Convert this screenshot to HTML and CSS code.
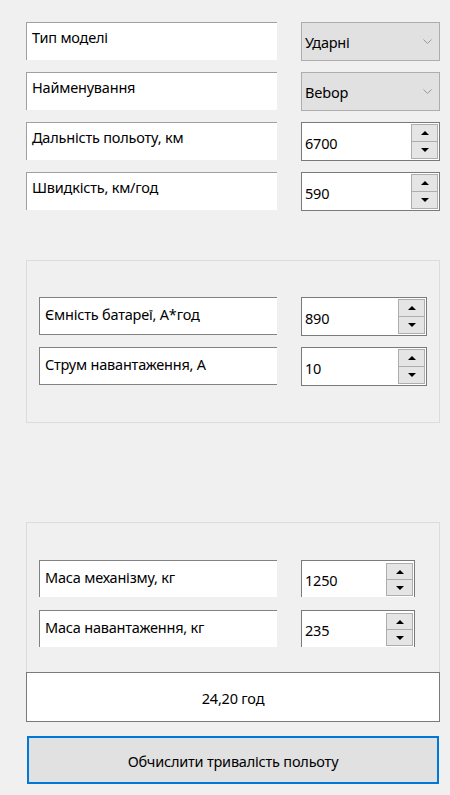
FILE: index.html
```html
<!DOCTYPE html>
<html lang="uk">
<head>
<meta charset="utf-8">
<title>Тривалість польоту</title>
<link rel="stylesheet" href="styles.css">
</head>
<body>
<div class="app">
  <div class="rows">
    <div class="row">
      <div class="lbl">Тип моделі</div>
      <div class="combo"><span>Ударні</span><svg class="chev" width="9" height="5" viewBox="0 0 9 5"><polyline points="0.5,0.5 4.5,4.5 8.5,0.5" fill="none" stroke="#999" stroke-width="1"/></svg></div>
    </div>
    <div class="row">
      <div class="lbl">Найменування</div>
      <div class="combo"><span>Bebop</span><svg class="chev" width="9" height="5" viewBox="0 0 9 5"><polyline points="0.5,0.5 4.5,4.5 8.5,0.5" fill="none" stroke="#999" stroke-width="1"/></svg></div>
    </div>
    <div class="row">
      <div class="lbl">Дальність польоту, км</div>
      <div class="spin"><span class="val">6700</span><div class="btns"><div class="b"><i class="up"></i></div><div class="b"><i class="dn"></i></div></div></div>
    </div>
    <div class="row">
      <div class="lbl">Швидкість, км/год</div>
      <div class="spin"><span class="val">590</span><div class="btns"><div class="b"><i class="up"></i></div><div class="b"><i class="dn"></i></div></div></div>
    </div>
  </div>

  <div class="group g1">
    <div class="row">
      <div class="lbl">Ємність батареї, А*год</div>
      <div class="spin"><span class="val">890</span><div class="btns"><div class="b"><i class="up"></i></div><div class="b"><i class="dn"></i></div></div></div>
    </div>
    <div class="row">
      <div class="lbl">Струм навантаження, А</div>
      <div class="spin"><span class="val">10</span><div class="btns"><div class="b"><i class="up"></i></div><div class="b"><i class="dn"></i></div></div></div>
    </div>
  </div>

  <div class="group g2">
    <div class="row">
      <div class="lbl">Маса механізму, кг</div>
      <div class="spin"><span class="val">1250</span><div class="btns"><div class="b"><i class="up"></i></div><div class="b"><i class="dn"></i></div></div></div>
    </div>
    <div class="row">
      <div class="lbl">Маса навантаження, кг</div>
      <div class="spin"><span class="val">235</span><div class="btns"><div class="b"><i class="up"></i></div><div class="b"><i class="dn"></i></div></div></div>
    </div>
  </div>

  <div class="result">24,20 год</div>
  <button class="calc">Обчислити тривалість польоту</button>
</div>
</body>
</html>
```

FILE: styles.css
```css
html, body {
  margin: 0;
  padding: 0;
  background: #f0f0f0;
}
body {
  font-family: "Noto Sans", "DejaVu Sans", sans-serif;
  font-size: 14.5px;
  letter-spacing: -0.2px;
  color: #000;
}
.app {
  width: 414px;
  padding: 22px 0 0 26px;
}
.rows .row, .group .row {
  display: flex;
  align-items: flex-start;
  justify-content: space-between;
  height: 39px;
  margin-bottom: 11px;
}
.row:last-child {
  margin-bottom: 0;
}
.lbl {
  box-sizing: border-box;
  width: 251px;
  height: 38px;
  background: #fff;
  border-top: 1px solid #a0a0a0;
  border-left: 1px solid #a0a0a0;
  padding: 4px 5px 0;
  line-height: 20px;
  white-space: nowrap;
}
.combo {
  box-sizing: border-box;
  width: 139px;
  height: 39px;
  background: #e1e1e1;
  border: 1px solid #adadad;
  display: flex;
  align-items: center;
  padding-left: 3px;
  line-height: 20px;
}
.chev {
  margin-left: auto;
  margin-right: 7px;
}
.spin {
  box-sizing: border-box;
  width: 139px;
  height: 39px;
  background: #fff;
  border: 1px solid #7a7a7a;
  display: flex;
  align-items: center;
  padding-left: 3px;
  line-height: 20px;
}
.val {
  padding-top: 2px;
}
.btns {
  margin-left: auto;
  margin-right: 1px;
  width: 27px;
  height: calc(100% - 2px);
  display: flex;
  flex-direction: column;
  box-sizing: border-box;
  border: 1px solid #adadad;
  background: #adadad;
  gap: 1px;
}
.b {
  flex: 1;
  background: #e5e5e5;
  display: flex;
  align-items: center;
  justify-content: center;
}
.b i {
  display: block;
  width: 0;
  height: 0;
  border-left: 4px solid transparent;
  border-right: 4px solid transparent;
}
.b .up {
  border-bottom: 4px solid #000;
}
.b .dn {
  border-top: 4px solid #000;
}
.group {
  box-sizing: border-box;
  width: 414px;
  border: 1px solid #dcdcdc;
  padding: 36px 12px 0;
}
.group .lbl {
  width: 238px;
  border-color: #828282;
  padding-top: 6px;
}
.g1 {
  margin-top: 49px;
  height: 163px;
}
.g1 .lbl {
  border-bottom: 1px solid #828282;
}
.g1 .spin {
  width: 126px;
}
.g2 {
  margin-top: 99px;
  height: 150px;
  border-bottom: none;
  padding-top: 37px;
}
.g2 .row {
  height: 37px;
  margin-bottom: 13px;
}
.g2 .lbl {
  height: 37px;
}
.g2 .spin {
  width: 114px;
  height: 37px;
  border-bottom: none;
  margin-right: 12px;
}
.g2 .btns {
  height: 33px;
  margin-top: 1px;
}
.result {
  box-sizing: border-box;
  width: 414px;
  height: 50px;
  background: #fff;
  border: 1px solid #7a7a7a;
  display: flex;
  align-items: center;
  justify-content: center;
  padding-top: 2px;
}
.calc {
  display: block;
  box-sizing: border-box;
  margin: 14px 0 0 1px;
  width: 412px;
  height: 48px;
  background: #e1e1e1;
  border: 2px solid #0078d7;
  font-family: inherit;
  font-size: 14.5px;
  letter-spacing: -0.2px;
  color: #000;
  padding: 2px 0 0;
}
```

_ _ _ _ _ _ _

Stated exercise:
Replicate the material above verbatim; images stay out of the copy.

The reply:
Convert this screenshot to HTML and CSS code.
FILE: index.html
```html
<!DOCTYPE html>
<html lang="uk">
<head>
<meta charset="utf-8">
<title>Тривалість польоту</title>
<link rel="stylesheet" href="styles.css">
</head>
<body>
<div class="app">
  <div class="rows">
    <div class="row">
      <div class="lbl">Тип моделі</div>
      <div class="combo"><span>Ударні</span><svg class="chev" width="9" height="5" viewBox="0 0 9 5"><polyline points="0.5,0.5 4.5,4.5 8.5,0.5" fill="none" stroke="#999" stroke-width="1"/></svg></div>
    </div>
    <div class="row">
      <div class="lbl">Найменування</div>
      <div class="combo"><span>Bebop</span><svg class="chev" width="9" height="5" viewBox="0 0 9 5"><polyline points="0.5,0.5 4.5,4.5 8.5,0.5" fill="none" stroke="#999" stroke-width="1"/></svg></div>
    </div>
    <div class="row">
      <div class="lbl">Дальність польоту, км</div>
      <div class="spin"><span class="val">6700</span><div class="btns"><div class="b"><i class="up"></i></div><div class="b"><i class="dn"></i></div></div></div>
    </div>
    <div class="row">
      <div class="lbl">Швидкість, км/год</div>
      <div class="spin"><span class="val">590</span><div class="btns"><div class="b"><i class="up"></i></div><div class="b"><i class="dn"></i></div></div></div>
    </div>
  </div>

  <div class="group g1">
    <div class="row">
      <div class="lbl">Ємність батареї, А*год</div>
      <div class="spin"><span class="val">890</span><div class="btns"><div class="b"><i class="up"></i></div><div class="b"><i class="dn"></i></div></div></div>
    </div>
    <div class="row">
      <div class="lbl">Струм навантаження, А</div>
      <div class="spin"><span class="val">10</span><div class="btns"><div class="b"><i class="up"></i></div><div class="b"><i class="dn"></i></div></div></div>
    </div>
  </div>

  <div class="group g2">
    <div class="row">
      <div class="lbl">Маса механізму, кг</div>
      <div class="spin"><span class="val">1250</span><div class="btns"><div class="b"><i class="up"></i></div><div class="b"><i class="dn"></i></div></div></div>
    </div>
    <div class="row">
      <div class="lbl">Маса навантаження, кг</div>
      <div class="spin"><span class="val">235</span><div class="btns"><div class="b"><i class="up"></i></div><div class="b"><i class="dn"></i></div></div></div>
    </div>
  </div>

  <div class="result">24,20 год</div>
  <button class="calc">Обчислити тривалість польоту</button>
</div>
</body>
</html>
```

FILE: styles.css
```css
html, body {
  margin: 0;
  padding: 0;
  background: #f0f0f0;
}
body {
  font-family: "Noto Sans", "DejaVu Sans", sans-serif;
  font-size: 14.5px;
  letter-spacing: -0.2px;
  color: #000;
}
.app {
  width: 414px;
  padding: 22px 0 0 26px;
}
.rows .row, .group .row {
  display: flex;
  align-items: flex-start;
  justify-content: space-between;
  height: 39px;
  margin-bottom: 11px;
}
.row:last-child {
  margin-bottom: 0;
}
.lbl {
  box-sizing: border-box;
  width: 251px;
  height: 38px;
  background: #fff;
  border-top: 1px solid #a0a0a0;
  border-left: 1px solid #a0a0a0;
  padding: 4px 5px 0;
  line-height: 20px;
  white-space: nowrap;
}
.combo {
  box-sizing: border-box;
  width: 139px;
  height: 39px;
  background: #e1e1e1;
  border: 1px solid #adadad;
  display: flex;
  align-items: center;
  padding-left: 3px;
  line-height: 20px;
}
.chev {
  margin-left: auto;
  margin-right: 7px;
}
.spin {
  box-sizing: border-box;
  width: 139px;
  height: 39px;
  background: #fff;
  border: 1px solid #7a7a7a;
  display: flex;
  align-items: center;
  padding-left: 3px;
  line-height: 20px;
}
.val {
  padding-top: 2px;
}
.btns {
  margin-left: auto;
  margin-right: 1px;
  width: 27px;
  height: calc(100% - 2px);
  display: flex;
  flex-direction: column;
  box-sizing: border-box;
  border: 1px solid #adadad;
  background: #adadad;
  gap: 1px;
}
.b {
  flex: 1;
  background: #e5e5e5;
  display: flex;
  align-items: center;
  justify-content: center;
}
.b i {
  display: block;
  width: 0;
  height: 0;
  border-left: 4px solid transparent;
  border-right: 4px solid transparent;
}
.b .up {
  border-bottom: 4px solid #000;
}
.b .dn {
  border-top: 4px solid #000;
}
.group {
  box-sizing: border-box;
  width: 414px;
  border: 1px solid #dcdcdc;
  padding: 36px 12px 0;
}
.group .lbl {
  width: 238px;
  border-color: #828282;
  padding-top: 6px;
}
.g1 {
  margin-top: 49px;
  height: 163px;
}
.g1 .lbl {
  border-bottom: 1px solid #828282;
}
.g1 .spin {
  width: 126px;
}
.g2 {
  margin-top: 99px;
  height: 150px;
  border-bottom: none;
  padding-top: 37px;
}
.g2 .row {
  height: 37px;
  margin-bottom: 13px;
}
.g2 .lbl {
  height: 37px;
}
.g2 .spin {
  width: 114px;
  height: 37px;
  border-bottom: none;
  margin-right: 12px;
}
.g2 .btns {
  height: 33px;
  margin-top: 1px;
}
.result {
  box-sizing: border-box;
  width: 414px;
  height: 50px;
  background: #fff;
  border: 1px solid #7a7a7a;
  display: flex;
  align-items: center;
  justify-content: center;
  padding-top: 2px;
}
.calc {
  display: block;
  box-sizing: border-box;
  margin: 14px 0 0 1px;
  width: 412px;
  height: 48px;
  background: #e1e1e1;
  border: 2px solid #0078d7;
  font-family: inherit;
  font-size: 14.5px;
  letter-spacing: -0.2px;
  color: #000;
  padding: 2px 0 0;
}
```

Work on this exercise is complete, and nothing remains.